_EXERCISE OBJECTIVE_. Scan the following material for the string "index" and copy each line in which it appears.
* BEGIN *
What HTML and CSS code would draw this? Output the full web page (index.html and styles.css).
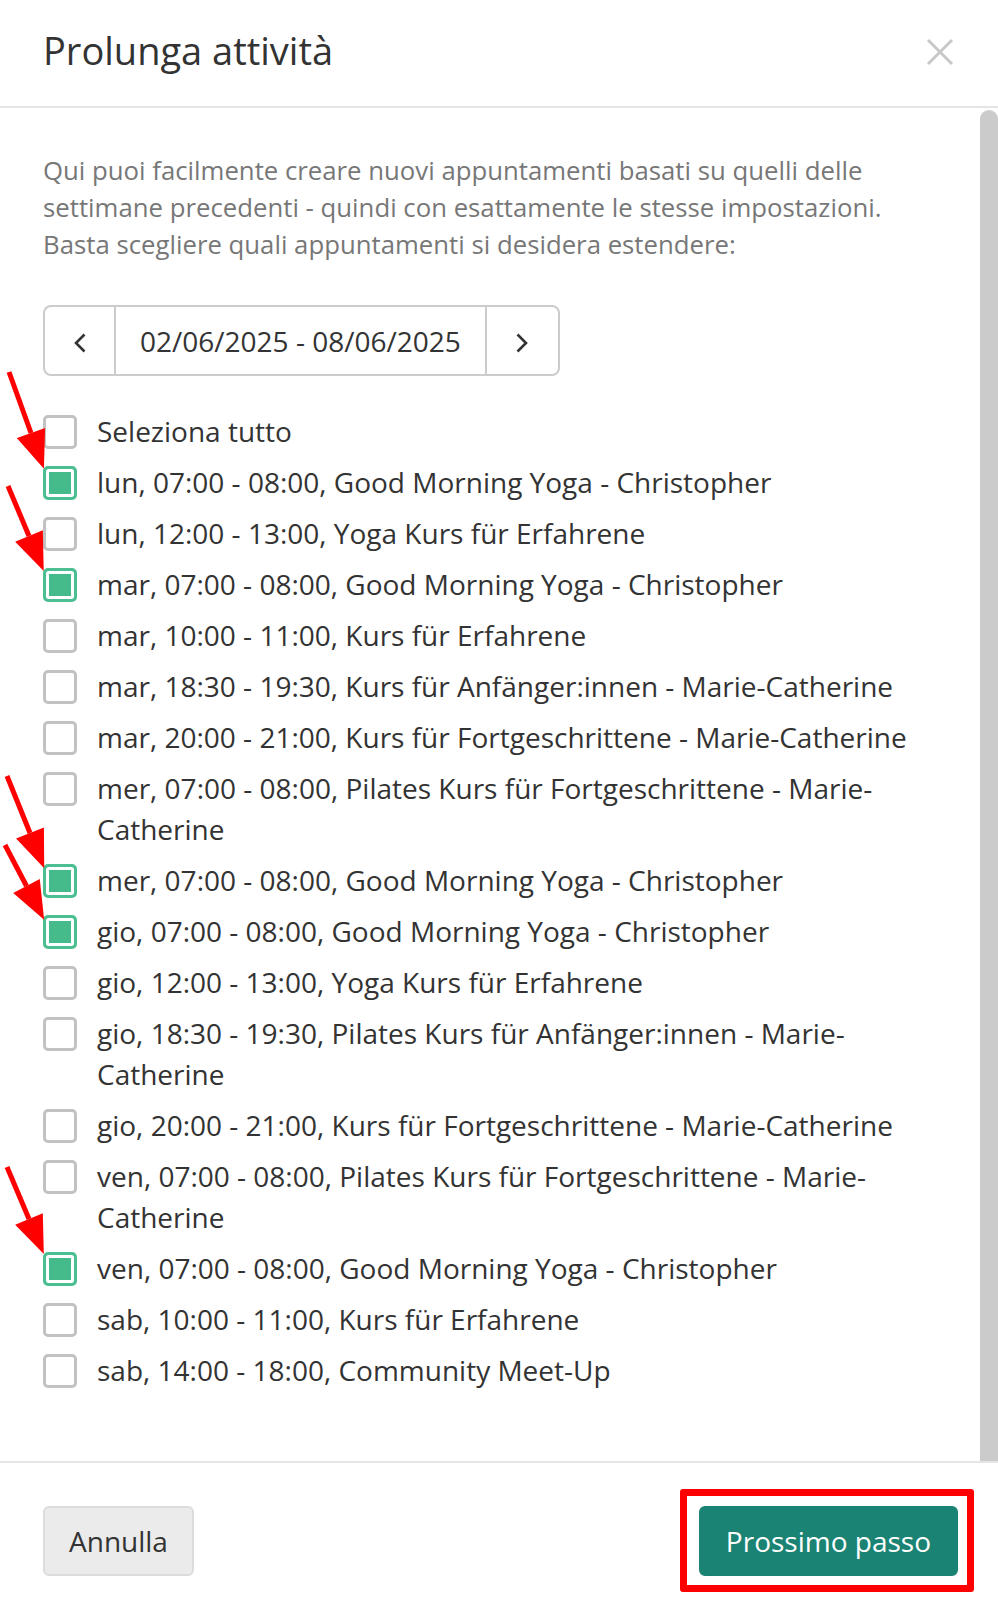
FILE: index.html
```html
<!DOCTYPE html>
<html lang="it">
<head>
    <meta charset="UTF-8">
    <meta name="viewport" content="width=device-width, initial-scale=1.0">
    <title>Prolunga attività</title>
    <link rel="stylesheet" href="styles.css">
</head>
<body>
    <div class="modal">
        <div class="modal-header">
            <h4 class="modal-title">Prolunga attività</h4>
            <button class="close" type="button" aria-label="Chiudi">
                <svg width="28" height="28" viewBox="0 0 28 28"><path d="M2 2 L26 26 M26 2 L2 26" /></svg>
            </button>
        </div>

        <div class="modal-body">
            <div class="body-content">
                <p class="intro">Qui puoi facilmente creare nuovi appuntamenti basati su quelli delle settimane precedenti - quindi con esattamente le stesse impostazioni. Basta scegliere quali appuntamenti si desidera estendere:</p>

                <div class="week-picker">
                    <button class="week-nav prev" type="button" aria-label="Settimana precedente">
                        <svg width="12" height="20" viewBox="0 0 12 20"><polyline points="10.5,1.5 2,10 10.5,18.5" /></svg>
                    </button>
                    <span class="week-label">02/06/2025 - 08/06/2025</span>
                    <button class="week-nav next" type="button" aria-label="Settimana successiva">
                        <svg width="12" height="20" viewBox="0 0 12 20"><polyline points="1.5,1.5 10,10 1.5,18.5" /></svg>
                    </button>
                </div>

                <ul class="slots">
                    <li><label><input type="checkbox" class="check"><span>Seleziona tutto</span></label></li>
                    <li><label><input type="checkbox" class="check" checked><span>lun, 07:00 - 08:00, Good Morning Yoga - Christopher</span></label></li>
                    <li><label><input type="checkbox" class="check"><span>lun, 12:00 - 13:00, Yoga Kurs für Erfahrene</span></label></li>
                    <li><label><input type="checkbox" class="check" checked><span>mar, 07:00 - 08:00, Good Morning Yoga - Christopher</span></label></li>
                    <li><label><input type="checkbox" class="check"><span>mar, 10:00 - 11:00, Kurs für Erfahrene</span></label></li>
                    <li><label><input type="checkbox" class="check"><span>mar, 18:30 - 19:30, Kurs für Anfänger:innen - Marie-Catherine</span></label></li>
                    <li><label><input type="checkbox" class="check"><span>mar, 20:00 - 21:00, Kurs für Fortgeschrittene - Marie-Catherine</span></label></li>
                    <li><label><input type="checkbox" class="check"><span>mer, 07:00 - 08:00, Pilates Kurs für Fortgeschrittene - Marie-Catherine</span></label></li>
                    <li><label><input type="checkbox" class="check" checked><span>mer, 07:00 - 08:00, Good Morning Yoga - Christopher</span></label></li>
                    <li><label><input type="checkbox" class="check" checked><span>gio, 07:00 - 08:00, Good Morning Yoga - Christopher</span></label></li>
                    <li><label><input type="checkbox" class="check"><span>gio, 12:00 - 13:00, Yoga Kurs für Erfahrene</span></label></li>
                    <li><label><input type="checkbox" class="check"><span>gio, 18:30 - 19:30, Pilates Kurs für Anfänger:innen - Marie-Catherine</span></label></li>
                    <li><label><input type="checkbox" class="check"><span>gio, 20:00 - 21:00, Kurs für Fortgeschrittene - Marie-Catherine</span></label></li>
                    <li><label><input type="checkbox" class="check"><span>ven, 07:00 - 08:00, Pilates Kurs für Fortgeschrittene - Marie-Catherine</span></label></li>
                    <li><label><input type="checkbox" class="check" checked><span>ven, 07:00 - 08:00, Good Morning Yoga - Christopher</span></label></li>
                    <li><label><input type="checkbox" class="check"><span>sab, 10:00 - 11:00, Kurs für Erfahrene</span></label></li>
                    <li><label><input type="checkbox" class="check"><span>sab, 14:00 - 18:00, Community Meet-Up</span></label></li>
                </ul>
            </div>
            <div class="scroll-track"><div class="scroll-thumb"></div></div>
        </div>

        <div class="modal-footer">
            <button class="btn btn-default" type="button">Annulla</button>
            <span class="marked">
                <button class="btn btn-primary" type="button">Prossimo passo</button>
            </span>
        </div>
    </div>

    <!-- red annotation arrows drawn over the list -->
    <svg class="arrows" width="998" height="1613" viewBox="0 0 998 1613">
        <defs>
            <marker id="head" markerUnits="userSpaceOnUse" markerWidth="40" markerHeight="30" viewBox="0 0 38 30" refX="0" refY="15" orient="auto">
                <path d="M0 0 L38 15 L0 30 Z" />
            </marker>
        </defs>
        <line x1="9" y1="372" x2="31" y2="433" />
        <line x1="8" y1="486" x2="29" y2="536" />
        <line x1="7" y1="776" x2="30" y2="833" />
        <line x1="5" y1="845" x2="26.5" y2="886" />
        <line x1="7" y1="1167" x2="29" y2="1219" />
    </svg>
</body>
</html>
```

FILE: styles.css
```css
html, body {
    margin: 0;
    padding: 0;
}
body {
    font-family: "Open Sans", "DejaVu Sans", sans-serif;
    color: #333;
    background: #fff;
}
button {
    font: inherit;
    color: inherit;
    background: none;
    border: none;
    padding: 0;
    cursor: pointer;
}

.modal {
    display: flex;
    flex-direction: column;
    height: 100vh;
}

/* header */
.modal-header {
    display: flex;
    justify-content: space-between;
    align-items: flex-start;
    padding: 24px 44px 30px 43px;
    border-bottom: 2px solid #e5e5e5;
}
.modal-title {
    margin: 0;
    font-size: 38px;
    font-weight: 400;
    line-height: 52px;
    color: #333;
}
.close {
    margin-top: 14px;
    width: 28px;
    height: 28px;
}
.close svg {
    display: block;
}
.close path {
    stroke: #c8c8c8;
    stroke-width: 3;
    fill: none;
}

/* body */
.modal-body {
    flex: 1;
    display: flex;
    min-height: 0;
}
.body-content {
    flex: 1;
    padding: 44px 50px 40px 43px;
    overflow: hidden;
}
.scroll-track {
    width: 18px;
    padding-top: 2px;
    display: flex;
}
.scroll-thumb {
    flex: 1;
    background: #cbcbcb;
    border-radius: 9px 9px 0 0;
}
.intro {
    margin: 0;
    font-size: 25.75px;
    line-height: 37px;
    color: #777;
}

.week-picker {
    display: inline-flex;
    margin-top: 42px;
    height: 67px;
    border: 2px solid #ccc;
    border-radius: 8px;
}
.week-nav {
    width: 71px;
    display: flex;
    align-items: center;
    justify-content: center;
    padding-top: 4px;
}
.week-nav polyline {
    fill: none;
    stroke: #333;
    stroke-width: 2.6;
}
.week-nav.prev {
    border-right: 2px solid #ccc;
}
.week-nav.next {
    width: 73px;
    border-left: 2px solid #ccc;
}
.week-label {
    display: flex;
    align-items: center;
    padding: 0 24px;
    font-size: 28px;
    color: #333;
}

.slots {
    list-style: none;
    margin: 35px 0 0;
    padding: 0;
}
.slots li {
    margin-bottom: 10px;
}
.slots label {
    display: flex;
    align-items: flex-start;
    font-size: 28px;
    line-height: 41px;
    color: #333;
    cursor: pointer;
}
.check {
    appearance: none;
    -webkit-appearance: none;
    flex-shrink: 0;
    width: 34px;
    height: 34px;
    margin: 4px 20px 0 0;
    border: 3px solid #c2c2c2;
    border-radius: 5px;
    background: #fff;
    cursor: pointer;
}
.check:checked {
    border-color: #4cbf92;
    background: #45ba8b;
    box-shadow: inset 0 0 0 3px #fff;
}

/* footer */
.modal-footer {
    display: flex;
    justify-content: space-between;
    align-items: center;
    padding: 43px 40px 37px 43px;
    border-top: 2px solid #e5e5e5;
}
.btn {
    font-size: 28px;
    line-height: 40px;
    padding: 13px 24px;
    border: 2px solid transparent;
    border-radius: 6px;
}
.btn-default {
    background: #ebebeb;
    border-color: #dcdcdc;
    color: #333;
}
.btn-primary {
    display: block;
    padding: 13px 25px;
    background: #1a8373;
    border-color: #1a8373;
    color: #fff;
}

/* annotation frame around the next button */
.marked {
    display: block;
    padding: 10px 9px 9px 12px;
    margin: -17px -16px -16px -19px;
    border: 7px solid #ff0000;
    border-radius: 3px;
}

/* annotation overlay */
.arrows {
    position: absolute;
    top: 0;
    left: 0;
    pointer-events: none;
}
.arrows line {
    stroke: #ff0000;
    stroke-width: 5;
    marker-end: url(#head);
}
.arrows marker path {
    fill: #ff0000;
}
```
* END *
_ANSWER FOR THIS EXERCISE_.
What HTML and CSS code would draw this? Output the full web page (index.html and styles.css).
FILE: index.html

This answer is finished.